■ INSTRUCTION
Find each line with the word "index" and copy it.

■ STORED DATA
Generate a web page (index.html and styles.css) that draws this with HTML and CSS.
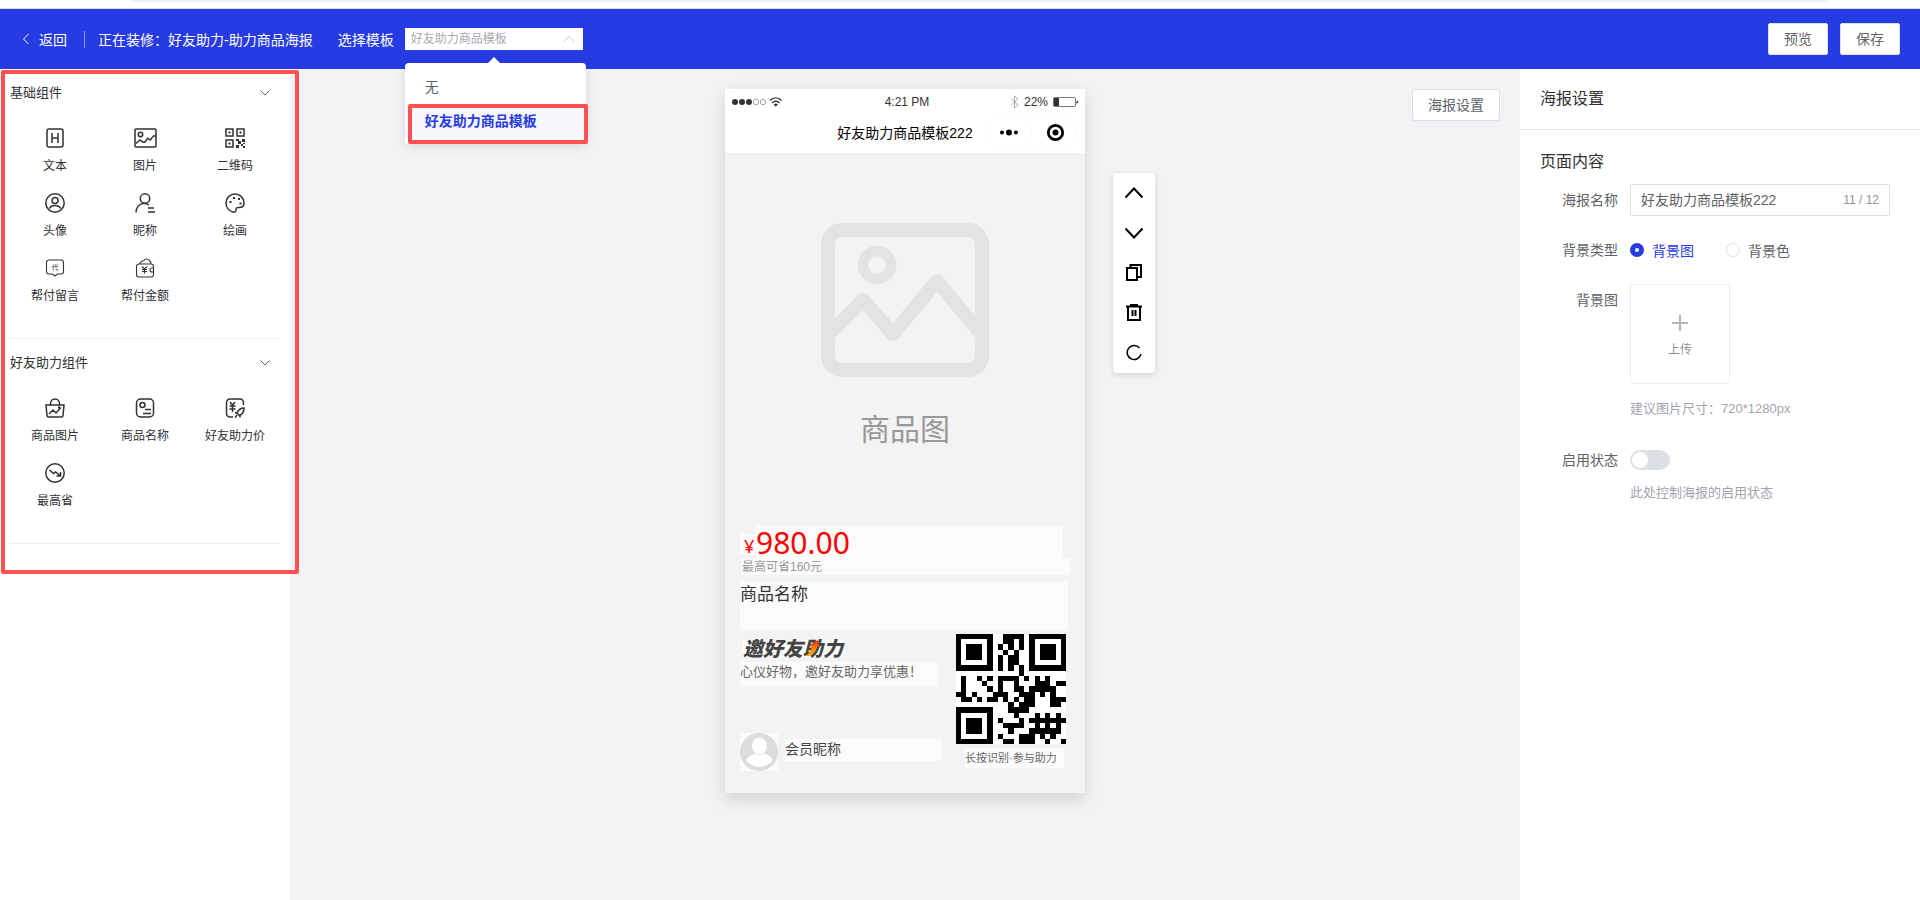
FILE: index.html
```html
<!DOCTYPE html>
<html lang="zh-CN">
<head>
  <meta charset="UTF-8">
  <meta name="viewport" content="width=device-width, initial-scale=1.0">
  <title>好友助力-助力商品海报</title>
  <link rel="stylesheet" href="styles.css">
</head>
<body>
  <div class="browser-strip"><div class="address-pill"></div></div>

  <header class="topbar">
    <a class="back" href="#">
      <svg width="8" height="12" viewBox="0 0 8 12"><path d="M6.500 1L1.500 6l5 5"/></svg>
      返回
    </a>
    <span class="divider"></span>
    <span class="editing">正在装修：好友助力-助力商品海报</span>
    <label for="template">选择模板</label>
    <div class="select-wrap">
      <select id="template">
        <option>好友助力商品模板</option>
      </select>
      <svg class="select-arrow" width="12" height="8" viewBox="0 0 12 8"><path d="M1 6.500l5-5 5 5"/></svg>
      <ul class="dropdown">
        <li>无</li>
        <li class="selected">好友助力商品模板<span class="mark mark-option"></span></li>
      </ul>
    </div>
    <div class="topbar-actions">
      <button type="button" class="btn">预览</button>
      <button type="button" class="btn">保存</button>
    </div>
  </header>

  <div class="layout">
    <aside class="sidebar">
      <div class="groups">
        <section class="group">
          <h2>基础组件 <svg width="10" height="6" viewBox="0 0 10 6"><path d="M.5.5L5 5 9.500.5"/></svg></h2>
          <ul class="widgets">
            <li>
              <svg viewBox="0 0 20 20"><rect x="2" y="1" width="16" height="18" rx="2"/><path d="M7 5v10M13 5v10M7 10h6"/></svg>
              文本
            </li>
            <li>
              <svg class="wide" viewBox="0 0 23 20"><rect x="1" y="1" width="21" height="18" rx="1"/><circle cx="6.500" cy="6.500" r="2.200"/><path d="M2 15.500l4-3.500 3 2c2 1 3-1 4-3s2 1 3 1 2-3 3.500-4L22 8"/></svg>
              图片
            </li>
            <li>
              <svg viewBox="0 0 20 20"><path d="M1 1h7v7H1zM12 1h7v7h-7zM1 12h7v7H1z"/><path class="solid" d="M3.500 3.500h2v2h-2zM14.500 3.500h2v2h-2zM3.500 14.500h2v2h-2zM11 11h3v2h-3zM13 13h3v3h-3zM17 11h3v3h-3zM11 17h3v3h-3zM16 16h2v2h-2zM18 18h2v2h-2zM18 15h2v1h-2z"/></svg>
              二维码
            </li>
            <li>
              <svg viewBox="0 0 20 20"><circle cx="10" cy="10" r="9.200"/><circle cx="10" cy="7.500" r="3"/><path d="M4.500 15.500c1-2.500 3-3 5.500-3s4.500.5 5.500 3"/></svg>
              头像
            </li>
            <li>
              <svg viewBox="0 0 20 20"><circle cx="10" cy="5.500" r="4.700"/><path d="M1 19.500c0-5 3-9 8-9 2 0 3.500.5 5 1.500M13 15h6M13 19h7"/></svg>
              昵称
            </li>
            <li>
              <svg viewBox="0 0 20 20"><path d="M8 19C3.500 18 1 14 1 10a9 9 0 0 1 18 0c0 3-2 4.500-5 4.500-3 0-3 .5-3 2.500 0 1.500-1 2.500-3 2z"/><path class="solid" d="M4.500 8h2v2h-2zM8 4h2v2H8zM13 5h2v2h-2zM14.500 9.500h2v2h-2z"/></svg>
              绘画
            </li>
            <li>
              <svg class="thin" viewBox="0 0 20 20"><path d="M4 2h12a2.500 2.500 0 0 1 2.500 2.500v9A2.500 2.500 0 0 1 16 16h-3.500L10 18l-2.500-2H4a2.500 2.500 0 0 1-2.500-2.500v-9A2.500 2.500 0 0 1 4 2z"/><text x="6.500" y="12">代</text></svg>
              帮付留言
            </li>
            <li>
              <svg class="thin" viewBox="0 0 20 20"><path d="M4 6h12a2.500 2.500 0 0 1 2.500 2.500v8A2.500 2.500 0 0 1 16 19H4a2.500 2.500 0 0 1-2.500-2.500v-8A2.500 2.500 0 0 1 4 6zM4.500 6c1-3 3-3 4.500-3.500 1-2 4-2 5.500 0 1 1 1.500 2 1.500 3.500M18.500 10H17a2 2 0 0 0 0 4h1.500"/><path d="M7 8.500L9.500 11 12 8.500M9.500 11v4.500M7 11.500h5M7 13.500h5"/></svg>
              帮付金额
            </li>
          </ul>
        </section>

        <section class="group">
          <h2>好友助力组件 <svg width="10" height="6" viewBox="0 0 10 6"><path d="M.5.5L5 5 9.500.5"/></svg></h2>
          <ul class="widgets">
            <li>
              <svg viewBox="0 0 20 20"><path d="M1 7h18l-1 10.500a1.500 1.500 0 0 1-1.500 1.500h-13A1.500 1.500 0 0 1 2 17.500zM5.500 6.500v-1a4.500 4.500 0 0 1 9 0v1M4 16l4-4 3 3 5-5.500"/><path class="solid" d="M13 8.500h2v2h-2z"/></svg>
              商品图片
            </li>
            <li>
              <svg viewBox="0 0 20 20"><rect x="1.500" y="1" width="17" height="18" rx="4"/><circle cx="7.500" cy="7" r="2.500"/><path d="M10 11.500h6M8 15.500h8"/></svg>
              商品名称
            </li>
            <li>
              <svg viewBox="0 0 20 20"><path d="M8 19H5a3.500 3.500 0 0 1-3.500-3.500v-11A3.500 3.500 0 0 1 5 1h10a3.500 3.500 0 0 1 3.500 3.500V7M5 4l2.500 3L10 4M7.500 7v7M4.500 8h6M4.500 11h6"/><path d="M19 10c-3 0-5.500 1.500-7 5l2.500 2.500C18 16 19 13 19 10zM12 14.500l-2 .5M15 17.500v2M12 17l-2 2.500"/></svg>
              好友助力价
            </li>
            <li>
              <svg viewBox="0 0 20 20"><circle cx="10" cy="10" r="9.200"/><path d="M4.500 7l4 3.500 2-1.500 4.500 3.500M15.500 9v4h-4"/></svg>
              最高省
            </li>
          </ul>
        </section>
        <span class="mark mark-groups"></span>
      </div>
    </aside>

    <main class="canvas">
      <div class="phone">
        <div class="status-bar">
          <svg width="50" height="12" viewBox="0 0 50 12">
            <g fill="#333"><circle cx="3" cy="6" r="3"/><circle cx="10" cy="6" r="3"/><circle cx="17" cy="6" r="3"/></g>
            <g fill="none" stroke="#666" stroke-width=".6"><circle cx="24" cy="6" r="2.700"/><circle cx="31" cy="6" r="2.700"/></g>
            <g fill="none" stroke="#333" stroke-width="1.400"><path d="M38 4.500c3.500-3.500 8-3.500 11.500 0M40 7c2.500-2.200 5-2.200 7.500 0"/></g>
            <path fill="#333" d="M41.700 8.500c1.500-1.200 2.700-1.200 4.200 0L43.800 10.800z"/>
          </svg>
          <span>4:21 PM</span>
          <span class="battery">
            <svg width="8" height="14" viewBox="0 0 8 14"><path d="M.5 4l6.500 6-3.500 3V1L7 4 .5 10" fill="none" stroke="#999" stroke-width=".8"/></svg>
            <span>22%</span>
            <svg width="25" height="10" viewBox="0 0 25 10"><rect x=".5" y=".5" width="22" height="9" rx="1" fill="none" stroke="#555" stroke-width=".8"/><path fill="#333" d="M1 1h5v8H1zM23.500 3.500l1.500.5v2l-1.500.5z"/></svg>
          </span>
        </div>
        <div class="nav-bar">
          <span class="nav-title">好友助力商品模板222</span>
          <svg class="capsule" width="91" height="31" viewBox="0 0 91 31">
            <rect x=".5" y=".5" width="90" height="30" rx="15" fill="none" stroke="#fafafa"/>
            <path d="M45.500 7v17" stroke="#f8f8f8"/>
            <circle cx="16" cy="15.500" r="2"/><circle cx="23" cy="15.500" r="3"/><circle cx="30" cy="15.500" r="2"/>
            <circle cx="69.500" cy="15.500" r="7.200" fill="none" stroke="#000" stroke-width="2.800"/><circle cx="69.500" cy="15.500" r="3"/>
          </svg>
        </div>

        <div class="poster">
          <div class="item product">
            <svg width="168" height="154" viewBox="0 0 168 154" fill="none" stroke="#e3e3e3" stroke-width="14">
              <rect x="7" y="7" width="154" height="140" rx="14"/>
              <circle cx="56" cy="42" r="14" stroke-width="10.500"/>
              <path stroke-width="14" stroke-linejoin="round" d="M9 110L42 77l30 34 44-53 45 54"/>
            </svg>
            <span>商品图</span>
          </div>
          <div class="item yen">¥</div>
          <div class="item price">980.00</div>
          <div class="item saving">最高可省160元</div>
          <div class="item name">商品名称</div>
          <div class="item slogan">邀好友助力
            <svg width="16" height="17" viewBox="0 0 16 17"><defs><linearGradient id="flame" x1="0" y1="1" x2="0" y2="0"><stop offset="0" stop-color="#ffb000"/><stop offset=".6" stop-color="#ff7000"/><stop offset="1" stop-color="#f8200c"/></linearGradient></defs><path fill="url(#flame)" d="M0 16c4-2 6-5 7-10H4L13 0l1 7-2-1C11 12 7 17 0 16z"/></svg>
          </div>
          <div class="item tagline">心仪好物，邀好友助力享优惠！</div>
          <div class="item avatar">
            <svg width="38" height="38" viewBox="0 0 38 38"><circle cx="19" cy="19" r="19" fill="#dcdcdc"/><ellipse cx="19.500" cy="13" rx="7.500" ry="8.500" fill="#fff"/><path fill="#fff" d="M6 27c3-4 7-6 9-6.500 3 2 6 2 9 0 3 .5 7 3 9 6.500-3 4-8 7-13.500 7S9 31 6 27z"/></svg>
          </div>
          <div class="item nickname">会员昵称</div>
          <div class="item qrcode">
            <svg width="110" height="110" viewBox="0 0 21 21" shape-rendering="crispEdges">
              <path fill="#fff" d="M0 0h21v21H0z"/>
              <path fill-rule="evenodd" d="M0 0h7v7H0zM1 1v5h5V1zM2 2h3v3H2zM14 0h7v7h-7zM15 1v5h5V1zM16 2h3v3h-3zM0 14h7v7H0zM1 15v5h5v-5zM2 16h3v3H2z"/>
              <path d="M9 0h4v1H9zM9 1h2v1H9zM12 1h1v1h-1zM8 2h1v1H8zM10 2h1v1h-1zM12 2h1v1h-1zM9 3h1v1H9zM11 3h1v1h-1zM8 4h1v3H8zM10 4h2v1h-2zM11 5h1v1h-1zM10 5h1v2h-1zM12 6h1v2h-1z
                M1 8h1v5H1zM0 11h1v1H0zM2 12h1v1H2zM4 8h1v1H4zM5 9h1v1H5zM6 8h1v1H6zM6 10h1v1H6zM3 11h1v1H3zM4 12h1v1H4zM6 12h2v1H6zM7 11h2v1H7zM8 8h4v1H8zM8 9h1v2H8zM11 9h1v2h-1zM9 11h1v1H9zM9 12h1v1H9zM12 10h1v1h-1zM13 8h1v1h-1z
                M15 8h1v1h-1zM17 8h1v1h-1zM15 9h3v1h-3zM19 9h2v1h-2zM14 10h5v1h-5zM12 11h3v1h-3zM16 11h1v1h-1zM18 11h1v1h-1zM13 12h2v1h-2zM18 12h3v1h-3zM10 13h1v1h-1zM12 13h3v1h-3zM18 13h2v1h-2zM10 14h4v1h-4zM11 12h1v1h-1zM11 15h1v1h-1z
                M15 15h1v1h-1zM17 15h1v1h-1zM19 15h1v1h-1zM8 16h1v1H8zM12 16h1v1h-1zM14 16h7v1h-7zM9 17h2v1H9zM12 17h1v1h-1zM15 17h1v1h-1zM17 17h1v1h-1zM19 17h1v1h-1zM9 17h3v1H9zM14 18h6v1h-6zM10 18h1v1h-1zM8 19h1v1H8zM12 19h3v1h-3zM16 19h1v1h-1zM18 19h1v1h-1zM9 20h2v1H9zM12 20h3v1h-3zM17 20h1v1h-1zM20 20h1v1h-1z"/>
            </svg>
          </div>
          <div class="item qr-text">长按识别·参与助力</div>
        </div>
      </div>

      <div class="canvas-tools">
        <div class="toolbar">
          <button type="button" aria-label="上移"><svg viewBox="0 0 20 20"><path d="M1.500 14.500l8.500-9 8.500 9"/></svg></button>
          <button type="button" aria-label="下移"><svg viewBox="0 0 20 20"><path d="M1.500 5.500l8.500 9 8.500-9"/></svg></button>
          <button type="button" aria-label="复制"><svg viewBox="0 0 20 20"><path d="M3 5h10v12H3zM6.500 5V2H17v12h-4"/></svg></button>
          <button type="button" aria-label="删除"><svg viewBox="0 0 20 20"><path d="M2 3.500h16M6 2h8M4 3.500V17h12V3.500M8.500 7v6M11.500 7v6"/></svg></button>
          <button type="button" aria-label="重置"><svg class="thin" viewBox="0 0 20 20"><path d="M15.500 5A7 7 0 1 0 17 11"/></svg></button>
        </div>
        <button type="button" class="btn">海报设置</button>
      </div>
    </main>

    <aside class="settings">
      <h2>海报设置</h2>
      <form>
        <h3>页面内容</h3>
        <div class="field">
          <label class="field-label" for="poster-name">海报名称</label>
          <div class="text-box">
            <input id="poster-name" type="text" value="好友助力商品模板222" maxlength="12">
            <span>11 / 12</span>
          </div>
        </div>
        <div class="field">
          <span class="field-label">背景类型</span>
          <div class="radios">
            <label><input type="radio" name="bg" checked> 背景图</label>
            <label><input type="radio" name="bg"> 背景色</label>
          </div>
        </div>
        <div class="field">
          <span class="field-label">背景图</span>
          <div>
            <button type="button" class="upload">
              <svg width="16" height="16" viewBox="0 0 16 16"><path d="M8 0v16M0 8h16"/></svg>
              上传
            </button>
            <p class="hint upload-hint">建议图片尺寸：720*1280px</p>
          </div>
        </div>
        <div class="field">
          <label class="field-label" for="enabled">启用状态</label>
          <div>
            <div class="switch-row"><input id="enabled" class="switch" type="checkbox"></div>
            <p class="hint">此处控制海报的启用状态</p>
          </div>
        </div>
      </form>
    </aside>
  </div>
</body>
</html>
```
FILE: styles.css
```css
* {
  box-sizing: border-box;
}

body {
  margin: 0;
  min-height: 100vh;
  display: flex;
  flex-direction: column;
  font-family: "Liberation Sans", "Noto Sans CJK SC", sans-serif;
  font-size: 14px;
  color: #606266;
  background: #fff;
}

h2, h3, ul, p {
  margin: 0;
  padding: 0;
  font-weight: 400;
  list-style: none;
}

button, input, select {
  font: inherit;
  color: inherit;
}

svg {
  display: block;
  flex: none;
}

/* browser edge above the app */
.browser-strip {
  height: 9px;
  padding: 0 92px 0 130px;
  border-bottom: 1px solid #dcdce0;
}

.address-pill {
  height: 2px;
  background: #edf1fb;
  border-radius: 0 0 4px 4px;
}

/* top bar */
.topbar {
  height: 60px;
  display: flex;
  align-items: center;
  padding: 0 20px 0 22px;
  background: #273be2;
  color: #fff;
}

.back {
  display: flex;
  align-items: center;
  gap: 9px;
  color: #fff;
  text-decoration: none;
}

.back svg {
  fill: none;
  stroke: #fff;
}

.divider {
  width: 1px;
  height: 17px;
  margin: 0 13px 0 17px;
  background: #8c97f0;
}

.editing {
  margin-right: 25px;
}

.select-wrap {
  position: relative;
  width: 178px;
  margin-left: 11px;
}

.select-wrap select {
  display: block;
  width: 100%;
  height: 22px;
  padding: 0 6px;
  border: 0;
  background: #fff;
  color: #a8abb2;
  font-size: 12px;
  appearance: none;
}

.select-arrow {
  position: absolute;
  top: 7px;
  right: 8px;
  fill: none;
  stroke: #c0c4cc;
}

.dropdown {
  position: absolute;
  z-index: 2;
  top: 35px;
  left: 0;
  width: 181px;
  padding: 7px 0 6px;
  border-radius: 4px;
  background: #fff;
  color: #606266;
  box-shadow: 0 2px 12px rgba(0, 0, 0, .12);
}

.dropdown::before {
  content: "";
  position: absolute;
  top: -6px;
  left: 83px;
  border: 6px solid transparent;
  border-top: 0;
  border-bottom-color: #fff;
}

.dropdown li {
  position: relative;
  height: 34px;
  line-height: 34px;
  padding: 0 20px;
  white-space: nowrap;
}

.dropdown .selected {
  background: #f5f7fa;
  color: #273be2;
  font-weight: 700;
}

.topbar-actions {
  display: flex;
  gap: 12px;
  margin-left: auto;
}

.btn {
  height: 32px;
  padding: 0 15px 2px;
  border: 1px solid #dcdfe6;
  border-radius: 2px;
  background: #fff;
  color: #606266;
}

/* red highlight frames */
.mark {
  position: absolute;
  border: 4px solid #ff5151;
  border-radius: 2px;
  pointer-events: none;
}

.mark-option {
  inset: 0 -2px -6px 3px;
}

.mark-groups {
  inset: 1px -9px -30px 1px;
}

.layout {
  flex: 1;
  display: flex;
}

/* component list */
.sidebar {
  flex: none;
  width: 290px;
  background: #fff;
}

.groups {
  position: relative;
}

.group {
  margin: 0 10px;
  padding-bottom: 26px;
  border-bottom: 1px solid #ebeef5;
}

.group h2 {
  display: flex;
  align-items: center;
  justify-content: space-between;
  height: 48px;
  padding: 0 10px 3px 0;
  font-size: 13px;
  color: #303133;
}

.group h2 svg {
  margin-top: 3px;
  fill: none;
  stroke: #606266;
}

.widgets {
  display: grid;
  grid-template-columns: repeat(3, 1fr);
}

.widgets li {
  display: flex;
  flex-direction: column;
  align-items: center;
  gap: 9px;
  height: 65px;
  padding-top: 11px;
  font-size: 12px;
  line-height: 18px;
  color: #303133;
}

.widgets svg {
  width: 20px;
  height: 20px;
  fill: none;
  stroke: #303133;
  stroke-width: 1.500;
}

.widgets .wide {
  width: 23px;
}

.widgets .thin {
  stroke-width: 1.100;
}

.widgets .solid {
  fill: #303133;
  stroke: none;
}

.widgets text {
  fill: #303133;
  stroke: none;
  font-size: 7px;
}

/* canvas */
.canvas {
  flex: 1;
  display: grid;
  grid-template-columns: 1fr 360px 1fr;
  align-items: start;
  padding-top: 20px;
  background: #f1f3f5;
}

.phone {
  grid-column: 2;
  background: #fff;
  box-shadow: 0 6px 16px rgba(0, 0, 0, .14);
}

.status-bar {
  display: grid;
  grid-template-columns: 1fr auto 1fr;
  align-items: center;
  height: 25px;
  padding: 0 7px 0 11px;
  font-size: 12px;
  color: #333;
}

.status-bar > svg {
  margin-left: -4px;
}

.battery {
  display: flex;
  align-items: center;
  justify-content: flex-end;
  gap: 5px;
}

.nav-bar {
  display: grid;
  grid-template-columns: 1fr auto 1fr;
  align-items: center;
  height: 39px;
  padding: 0 8px 2px;
  color: #000;
}

.nav-title {
  grid-column: 2;
  padding-bottom: 2px;
}

.capsule {
  justify-self: end;
}

.poster {
  position: relative;
  height: 640px;
  background: #f1f3f5;
}

.item {
  position: absolute;
  background: #fbfbfb;
  white-space: nowrap;
}

.product {
  top: 0;
  left: 0;
  width: 360px;
  height: 360px;
  display: flex;
  flex-direction: column;
  align-items: center;
  gap: 33px;
  padding-top: 70px;
  background: #f3f3f3;
  color: #999;
  font-size: 30px;
  line-height: 40px;
}

.yen {
  top: 381px;
  left: 15px;
  width: 21px;
  height: 21px;
  padding-left: 4px;
  color: #f00;
  font-family: "Noto Sans", sans-serif;
  font-size: 18px;
  line-height: 24px;
}

.price {
  top: 373px;
  left: 31px;
  width: 307px;
  height: 35px;
  padding-top: 3px;
  color: #f00;
  font-family: "Noto Sans", sans-serif;
  font-size: 30px;
  line-height: 28px;
}

.saving {
  top: 405px;
  left: 17px;
  width: 328px;
  height: 17px;
  color: #999;
  font-size: 12px;
  line-height: 18px;
}

.name {
  top: 429px;
  left: 15px;
  width: 328px;
  height: 48px;
  color: #333;
  font-size: 17px;
  line-height: 26px;
}

.slogan {
  top: 487px;
  left: 18px;
  width: 100px;
  height: 17px;
  color: #444;
  font-size: 20px;
  font-style: italic;
  font-weight: 900;
  line-height: 18px;
}

.slogan svg {
  position: absolute;
  top: 0;
  left: 62px;
}

.tagline {
  top: 509px;
  left: 15px;
  width: 198px;
  height: 24px;
  color: #666;
  font-size: 13px;
  line-height: 20px;
}

.avatar {
  top: 580px;
  left: 15px;
}

.nickname {
  top: 586px;
  left: 60px;
  width: 156px;
  height: 22px;
  color: #444;
  line-height: 20px;
}

.qrcode {
  top: 481px;
  left: 231px;
}

.qr-text {
  top: 595px;
  left: 240px;
  width: 99px;
  height: 20px;
  color: #666;
  font-size: 11px;
  line-height: 20px;
}

.canvas-tools {
  display: flex;
  align-items: flex-start;
  justify-content: space-between;
  padding: 0 20px 0 28px;
}

.toolbar {
  display: flex;
  flex-direction: column;
  margin-top: 84px;
  border-radius: 4px;
  background: #fff;
  box-shadow: 0 2px 6px rgba(0, 0, 0, .14);
}

.toolbar button {
  width: 42px;
  height: 40px;
  padding: 0 11px;
  border: 0;
  background: none;
}

.toolbar svg {
  width: 20px;
  height: 20px;
  fill: none;
  stroke: #000;
  stroke-width: 2;
}

.toolbar .thin {
  stroke-width: 1.500;
}

/* settings */
.settings {
  flex: none;
  width: 400px;
  background: #fff;
}

.settings h2 {
  height: 61px;
  padding-left: 20px;
  border-bottom: 1px solid #dfe2e8;
  font-size: 16px;
  line-height: 60px;
  color: #303133;
}

.settings form {
  display: flex;
  flex-direction: column;
  gap: 18px;
  padding: 20px 30px 20px 20px;
}

.settings h3 {
  margin-bottom: -8px;
  font-size: 16px;
  line-height: 24px;
  color: #303133;
}

.field {
  display: grid;
  grid-template-columns: 78px 1fr;
  column-gap: 12px;
}

.field-label {
  line-height: 32px;
  text-align: right;
}

.text-box {
  display: flex;
  align-items: center;
  height: 32px;
  padding: 0 10px;
  border: 1px solid #dcdfe6;
}

.text-box input {
  flex: 1;
  min-width: 0;
  padding: 0 0 2px;
  border: 0;
  outline: 0;
  background: none;
}

.text-box span {
  font-size: 12px;
  color: #909399;
}

.radios {
  display: flex;
  gap: 32px;
}

.radios label {
  display: flex;
  align-items: center;
  gap: 8px;
}

.radios input {
  width: 14px;
  height: 14px;
  margin: 0;
  border: 1px solid #dcdfe6;
  border-radius: 50%;
  appearance: none;
}

.radios input:checked {
  border: 5px solid #273be2;
}

.radios label:has(:checked) {
  color: #273be2;
}

.upload {
  display: flex;
  flex-direction: column;
  align-items: center;
  justify-content: center;
  gap: 9px;
  width: 100px;
  height: 100px;
  padding: 4px 0 0;
  border: 1px solid #ebeef5;
  border-radius: 4px;
  background: #fff;
  color: #909399;
  font-size: 12px;
}

.upload svg {
  stroke: #b4b6bc;
  stroke-width: 2;
}

.hint {
  font-size: 13px;
  line-height: 34px;
  color: #a0a4ae;
}

.upload-hint {
  margin-top: 8px;
}

.switch-row {
  display: flex;
  align-items: center;
  height: 32px;
}

.switch {
  width: 40px;
  height: 20px;
  margin: 0;
  padding: 2px;
  border-radius: 10px;
  background: #dcdfe6;
  appearance: none;
}

.switch::before {
  content: "";
  display: block;
  width: 16px;
  height: 16px;
  border-radius: 50%;
  background: #fff;
}

.switch:checked {
  background: #273be2;
}

.switch:checked::before {
  margin-left: auto;
}
```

■ FINISHED TASK
Generate a web page (index.html and styles.css) that draws this with HTML and CSS.
FILE: index.html
  z-index: 2;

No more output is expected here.